The Human Rights Campaign Foundation released its Corporate Equality Index report Thursday. It rates major companies and law firms on things like non-discrimination policies, employment benefits, and public commitment to LGBTQ equality.
Among the Iowa companies it ranked, Rockwell Collins and Transamerica in Cedar Rapids received perfect, 100 percent scores.
That’s an improvement for Transamerica, which scored 90 percent last year, because it didn’t offer transgender- inclusive health insurance coverage then. Rockwell got a 100 percent last year.

Iowa City schools are implementing new policies aimed at supporting LGBTQ students, the Press Citizen reports:

The Public Policy Center at the University of Iowa issued a report in July on LGBTQ student experiences at ICCSD schools in July 2017. The principal investigator of the center’s research-practice partnership with ICCSD is Social and Educational Policy Director Sarah K. Bruch, PhD. Her research focuses on social inequality with emphasis on educational, racial and citizenship inequalities.
Research coordinator Tessa Heeren is interested in community-based research and health policies to inform educational strategies.
ICCSD Superintendent Steve Murley says the center’s researchers “have been invaluable in helping the district better understand student experiences and the school climate impact on them. The university team did an outstanding job gathering the data and sharing it out with our school board, our district administrative body and our staff. Through their analysis of the data, we are better able to hear the voices of our students.”
The collaboration between the PPC and the district has expanded beyond the original survey and will continue through the partnership to involve future projects, Murley says.
The partnership developed a multipronged strategy for addressing disparities in student experiences of school climate.The five-stage process includes preparation, evaluation, forming action plans, implementation and progress evaluation. The strategy “has helped the district dive into the work needed to move forward in a more inclusive and measurable way,” said Kinsley Botchway, the ICCSD’s director of equity and engagement.
“Throughout the last three years, the role of the PPC team has extended beyond the recommendation from the report, and they have provided evaluative structures and regular feedback to ensure we are engaged in research-based practices with fidelity,” he says.

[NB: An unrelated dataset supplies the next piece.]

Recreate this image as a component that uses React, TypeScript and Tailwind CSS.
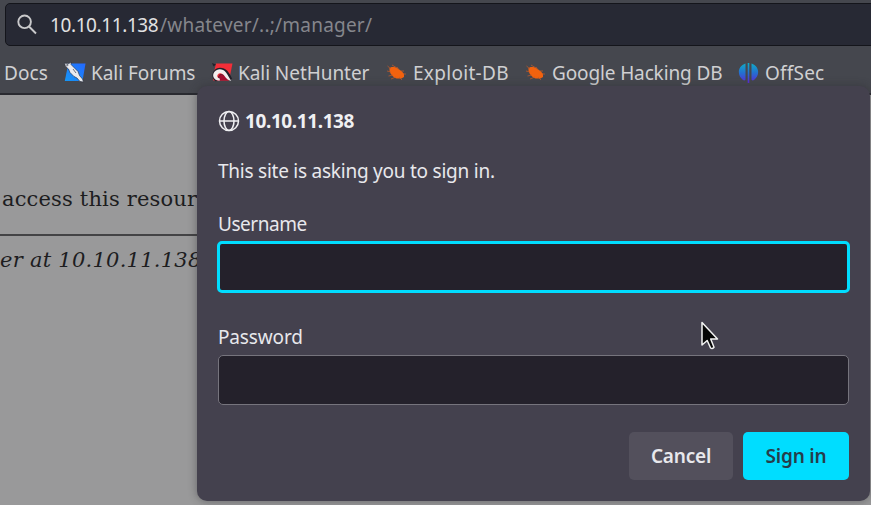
import type { ReactNode } from "react";

function KaliForumsIcon() {
  return (
    <svg width="22" height="22" viewBox="0 0 22 22" className="block">
      <defs>
        <linearGradient id="forums" x1="0" y1="1" x2="1" y2="0">
          <stop offset="0" stopColor="#1597f5" />
          <stop offset="1" stopColor="#2468ff" />
        </linearGradient>
      </defs>
      <path d="M4.500 1.500H21.500L18.500 19H.8L3 8Z" fill="url(#forums)" />
      <path d="M.5 1l4.500.5 2-1.500 0 2.500 3.500 3.500 3.500 3.500 1.500 4 3 3.500 1 3-3.500-.5-3-3.500-3-1.500L8 12.500 6 10.500 4.500 7 1.500 4.500Z" fill="#e9ebf0" stroke="#252a38" strokeWidth=".6" />
      <path d="M1.500 1.500l3 1.500M2 4l2-.5M9 7l3 4" stroke="#3a3d4a" strokeWidth=".7" />
    </svg>
  );
}

function NetHunterIcon() {
  return (
    <svg width="22" height="22" viewBox="0 0 22 22" className="block">
      <path d="M5 1.500H21.500L18 18.500H2L3 10Z" fill="#f42e38" />
      <path d="M5 18.500L9 12l5 1 3.500 5.500Z" fill="#a70e30" />
      <path d="M1 1l4 1.500-2.500 2Z" fill="#23202a" />
      <path d="M6 18C1.500 15 2.500 8 9 7.500c5 0 7.500 3.500 10.500 10" fill="none" stroke="#23202a" strokeWidth="3.600" />
      <path d="M5.500 17.500C1.500 14.500 3.500 8.500 9 8.200c5-.2 7 4.300 10.500 9.300-3.500-1.500-5.500-5-9-5-3 .2-4 2.500-1.500 4.500" fill="none" stroke="#23202a" strokeWidth=".5" />
      <path d="M8.500 18.700C2 18.500.8 13 3.500 9.800 6.500 6 12 6.500 15 10.500c2 2.500 3 5 5.200 8.500-3-.8-5-2.500-6.700-5-2-2.800-5-3.500-6.700-1.500-1.300 1.800-.3 3.500 2.200 4.200Z" fill="#f4eeee" />
    </svg>
  );
}

function BugIcon() {
  return (
    <svg width="22" height="20" viewBox="0 0 22 20" className="block">
      <path d="M3.500 5.500C5 3.500 9 3.500 12.500 6l3.500 2.500 2 2.500 0 3-2.500 1.500-5 0C7 14.500 3 10 3.500 5.500Z" fill="#f2620e" />
      <path d="M5 6L1.500 3M5 9L1 8M7 12l-4.500 1M10 14l-5 2M13 14l3 3M11 5L6 2M13 7l-2-3M15 8h3M17 11h3" fill="none" stroke="#c95c26" strokeWidth=".7" />
    </svg>
  );
}

function OffSecIcon() {
  return (
    <svg width="21" height="22" viewBox="0 0 21 22" className="block">
      <defs>
        <linearGradient id="offsec" x1="0" y1="0" x2="0" y2="22" gradientUnits="userSpaceOnUse">
          <stop offset="0" stopColor="#0cb4c4" />
          <stop offset=".5" stopColor="#246fd0" />
          <stop offset="1" stopColor="#6320dd" />
        </linearGradient>
      </defs>
      <path d="M7.500 1.500V17.500Q6.500 19 5 18C-.7 14 -1.100 4.500 7.500 1.500ZM9.700 1h1.600v20h-1.600ZM13.500 1.500V17.500Q14.500 19 16 18C21.700 14 22.100 4.500 13.500 1.500Z" fill="url(#offsec)" />
    </svg>
  );
}

function Bookmark({ icon, children, className }: { icon?: ReactNode; children: string; className: string }) {
  return (
    <div className={`flex shrink-0 items-center whitespace-nowrap ${className}`}>
      {icon}
      <span>{children}</span>
    </div>
  );
}

export default function App() {
  return (
    <div className="relative h-[505px] w-[871px] overflow-hidden bg-[#99999a] font-['Noto_Sans',sans-serif] text-[#d0d0d2]">
      <header className="h-[95px] border-b-2 border-[#292a30] bg-[#45474e] pt-[3px]">
        <div className="ml-[5px] flex h-[43px] w-[880px] items-center rounded-[5px] border border-[#14151b] bg-[#272934] pl-[11px]">
          <svg width="20" height="21" viewBox="0 0 20 21" fill="none" stroke="#c9c9cb" strokeWidth="1.900">
            <circle cx="7.600" cy="7.800" r="6.300" />
            <path d="M12 12.500l7 7" />
          </svg>
          <div className="ml-[13px] whitespace-nowrap text-[19px] leading-[26px] text-[#85868c]">
            <span className="inline-block w-[110px] tracking-[-0.4px] text-[#e1e1e2]">10.10.11.138</span>
            <span className="tracking-[0.22px]">/whatever/..;/manager/</span>
          </div>
        </div>
        <nav className="flex h-[46px] items-center pl-1 pt-2 text-[19px] leading-[26px]">
          <Bookmark className="w-[60px] tracking-[0.05px]">Docs</Bookmark>
          <Bookmark className="w-[147px] gap-[5px] tracking-[-0.05px]" icon={<KaliForumsIcon />}>Kali Forums</Bookmark>
          <Bookmark className="w-[175px] gap-[5px] tracking-[-0.06px]" icon={<NetHunterIcon />}>Kali NetHunter</Bookmark>
          <Bookmark className="w-[139px] gap-[5px] tracking-[0.3px]" icon={<BugIcon />}>Exploit-DB</Bookmark>
          <Bookmark className="w-[213px] gap-[5px] tracking-[-0.13px]" icon={<BugIcon />}>Google Hacking DB</Bookmark>
          <Bookmark className="gap-[6px] tracking-[0.2px]" icon={<OffSecIcon />}>OffSec</Bookmark>
        </nav>
      </header>

      <main className="w-[240px] overflow-hidden whitespace-nowrap pt-[89px] font-['DejaVu_Serif',serif] text-[21px] leading-[30px] text-[#1d1d1f]">
        <p className="pl-[2px] tracking-[0.16px]">access this resource</p>
        <hr className="mt-5 border-t-2 border-[#434345]" />
        <p className="mt-[9px] italic tracking-[0.25px]">er at 10.10.11.138</p>
      </main>

      <section className="absolute left-[197px] top-[86px] h-[415px] w-[673px] rounded-[10px] bg-[#44414e] px-[21px] pt-[22px] text-[#e8e8ec] shadow-[0_0_8px_rgba(40,40,45,0.45)]">
        <div className="flex h-[26px] items-center gap-[5px]">
          <svg width="22" height="22" viewBox="0 0 22 22" fill="none" stroke="#f0f0f3" strokeWidth="1.500">
            <circle cx="11" cy="11" r="9.500" />
            <ellipse cx="11" cy="11" rx="5" ry="9.500" />
            <path d="M1.500 11h19" />
          </svg>
          <h1 className="text-[19px] font-bold leading-[26px] tracking-[-0.4px] text-[#f0f0f3]">10.10.11.138</h1>
        </div>
        <p className="mt-[24px] whitespace-nowrap text-[19px] leading-[26px] tracking-[-0.24px]">This site is asking you to sign in.</p>
        <label className="mt-[27px] block text-[19px] leading-[26px] tracking-[-0.45px]">
          Username
          <input className="-ml-px mt-[4px] block h-[52px] w-[633px] rounded-[5px] border-[3px] border-[#00ddff] bg-[#24212b] outline-none" />
        </label>
        <label className="mt-[31px] block text-[19px] leading-[26px] tracking-[-0.15px]">
          Password
          <input type="password" className="mt-[5px] block h-[50px] w-[631px] rounded-[5px] border border-[#76747d] bg-[#24212b] outline-none" />
        </label>
        <div className="mt-[27px] flex justify-end gap-[10px] text-[19px] font-semibold">
          <button className="h-[48px] w-[104px] rounded-[5px] bg-[#53505c] tracking-[-0.2px]">Cancel</button>
          <button className="h-[48px] w-[106px] rounded-[5px] bg-[#00ddff] tracking-[-0.2px] text-[#263d4b]">Sign in</button>
        </div>
      </section>

      <svg className="absolute left-[700px] top-[320px]" width="20" height="32" viewBox="0 0 20 32">
        <path d="M2 2.500V25l5.200-4.500 3.400 7.500q1.700 1.200 3.400-.8L10.700 19H17.500Z" fill="#050505" stroke="#f3f3f3" strokeWidth="1.500" strokeLinejoin="round" />
      </svg>
    </div>
  );
}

A gay man’s suit against a former Iowa governor for political retaliation will go to trial next year, the Des Moines Register reports:

A former state official who alleges he was pressured by then-Iowa Gov. Terry Branstad to resign because of his sexual orientation plans to take his discrimination lawsuit to trial next year in a case closely watched by government agencies that fear it could open the door to more litigation.
Chris Godfrey’s case is among the first to seek money damages from the state on allegations that a government official infringed on the rights of an individual. The case overcame a hurdle in June, when the Iowa Supreme Court allowed Godfrey to seek damages for alleged political retaliation. The ruling made it easier for Iowa residents to sue government officials who violate their rights.
Godfrey was appointed to a six-year term as the Iowa worker’s compensation commissioner in 2009 by Branstad’s predecessor, Democrat Gov. Chet Culver. The job entailed settling disputes between Iowa employers and workers seeking compensation for on-the-job injuries. Godfrey alleges Branstad, a Republican, began pushing him to resign shortly after being elected governor in 2010.

A transgender eduction summit was held in Iowa for the first time this month, KCCI reports:

More than 300 educators, mental health professionals and parents turned out Friday for a first-of-its-kind Iowa Safe Schools’ Transgender Education Summit.

The organization focuses on LGBTQ education and outreach, and Nate Monson, executive director of Iowa Safe Schools, said this is the first transgender conference in the state.

Attendees gathered at the Embassy Suites in downtown Des Moines to hear from speakers and participate in workshops in an attempt to improve the culture and climate for transgender students.

“Some of the biggest challenges are going to be things like mental health, ensuring that people have access to mental health care or students having their rights recognized at schools,” Monson said.

A transgender member of the College Republicans claims sexual assault allegations against her are politically motivated, Iowa State Daily reports:

The Iowa State College Republicans impeached one of its members, Heather Dunn, on the grounds of sexual assault and harassment during its meeting Wednesday night.
Dunn, however, feels that these sexual harassment and assault allegations are false and instead a guise by the student organization to remove her from College Republicans because she is a transgender woman.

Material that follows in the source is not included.